For many years the standard form of private sector building contract is that recommended by the Royal Institute of the Architects of Ireland (RIAI). In the public sector it is the Public Works Contract (PWC, employer-designed).
Last year a new private sector form of contract was launched with support from bodies such as the Construction Industry Federation (CIF), Engineers Ireland, and the SCSI.
Mr Heneghan told me that the objective of the contract is to achieve a fair allocation of risk between the parties, and promote sustainability and efficiency in the industry. The balance of responsibility historically sits with the contractor in the RIAI standard form contract, and with the client in a PWC contract.
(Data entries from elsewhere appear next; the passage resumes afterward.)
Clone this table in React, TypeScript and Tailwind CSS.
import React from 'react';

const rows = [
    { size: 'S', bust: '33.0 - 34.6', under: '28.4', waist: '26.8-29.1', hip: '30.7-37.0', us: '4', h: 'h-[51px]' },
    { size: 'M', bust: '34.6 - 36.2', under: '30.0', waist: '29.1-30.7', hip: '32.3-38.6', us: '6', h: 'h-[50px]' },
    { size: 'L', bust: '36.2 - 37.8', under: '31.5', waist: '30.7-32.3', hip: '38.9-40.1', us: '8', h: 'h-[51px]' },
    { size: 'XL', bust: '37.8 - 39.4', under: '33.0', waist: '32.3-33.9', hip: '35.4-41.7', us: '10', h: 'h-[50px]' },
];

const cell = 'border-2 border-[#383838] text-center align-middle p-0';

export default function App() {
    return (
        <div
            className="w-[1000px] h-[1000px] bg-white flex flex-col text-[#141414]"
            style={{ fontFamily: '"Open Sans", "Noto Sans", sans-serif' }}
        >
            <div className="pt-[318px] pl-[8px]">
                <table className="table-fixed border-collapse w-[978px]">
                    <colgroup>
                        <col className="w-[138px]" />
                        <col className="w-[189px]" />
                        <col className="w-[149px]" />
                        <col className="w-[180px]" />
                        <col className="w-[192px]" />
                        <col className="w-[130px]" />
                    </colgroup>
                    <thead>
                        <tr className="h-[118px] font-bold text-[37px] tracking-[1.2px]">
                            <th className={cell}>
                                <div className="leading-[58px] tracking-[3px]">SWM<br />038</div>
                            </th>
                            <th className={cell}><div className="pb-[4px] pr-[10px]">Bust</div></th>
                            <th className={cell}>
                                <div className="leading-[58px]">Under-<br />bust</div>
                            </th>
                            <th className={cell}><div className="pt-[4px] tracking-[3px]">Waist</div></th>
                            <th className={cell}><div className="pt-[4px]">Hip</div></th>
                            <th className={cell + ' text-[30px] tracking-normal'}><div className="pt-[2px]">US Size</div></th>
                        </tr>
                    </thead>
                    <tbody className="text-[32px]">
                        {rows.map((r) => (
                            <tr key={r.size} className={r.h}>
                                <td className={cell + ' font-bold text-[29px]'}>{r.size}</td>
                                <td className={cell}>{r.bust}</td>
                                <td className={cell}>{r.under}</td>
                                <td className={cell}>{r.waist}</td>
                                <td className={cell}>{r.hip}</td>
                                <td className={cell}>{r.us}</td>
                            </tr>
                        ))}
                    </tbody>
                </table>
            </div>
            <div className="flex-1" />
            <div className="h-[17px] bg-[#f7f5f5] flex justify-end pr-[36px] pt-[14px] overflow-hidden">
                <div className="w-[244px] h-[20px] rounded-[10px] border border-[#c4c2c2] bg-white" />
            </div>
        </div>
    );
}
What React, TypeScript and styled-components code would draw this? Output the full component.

However Mr Heneghan says the new form of contract – though it has advantages in dealing with sub-contractors, insurances, force majeure and changes in the law – is not yet widely used.
The slow adoption of the new form of contract is a question for the industry, and he suggests it may be due to familiarity with the RIAI contract.
Problems are emanating from the rapid increase in the cost of materials and labour, and in the supply of materials, exacerbated by the pandemic and Brexit.
In a fixed-price contract, the contractor is at risk where costs overrun. Although the standard RIAI contract makes allowance for price variations, many contracts are amended to shift risk to the contractor for cost increases.
Hence, contractors are finding contracts potentially uneconomical, and are looking for opportunities to challenge them – especially in the public sector.
The main issues are that PWC contracts are strict on delay, do not have force majeure clauses, do not provide for the pandemic, and offer limited ability to recover costs.
Some contractors, who have reached ‘preferred tenderer status’ are insisting on renegotiating contracts. According to Mr Heneghan, PWC contracts place high risk on contractors, sometimes causing them to withdraw from public tender competitions, or to progress claims opportunities – in an attempt to redress the balance of risk.
There is currently no contractual ability in Ireland in PWC contracts to better share risk between the parties and engage in collaboration, as is the case with UK public-sector contracts.
Problems also arise where the completion of buildings is delayed due to the late delivery of key building components, as factory production has been slowed by the pandemic and Brexit. Again, the contractor, in both private and public contracts, is at risk of bearing the additional costs.
Mr Heneghan will present a workshop to members of the SCSI on ‘Current Trends in Contracting’ on September 29, which all surveyors should attend, not just those in the development sector, as this topic is foremost in clients’ minds.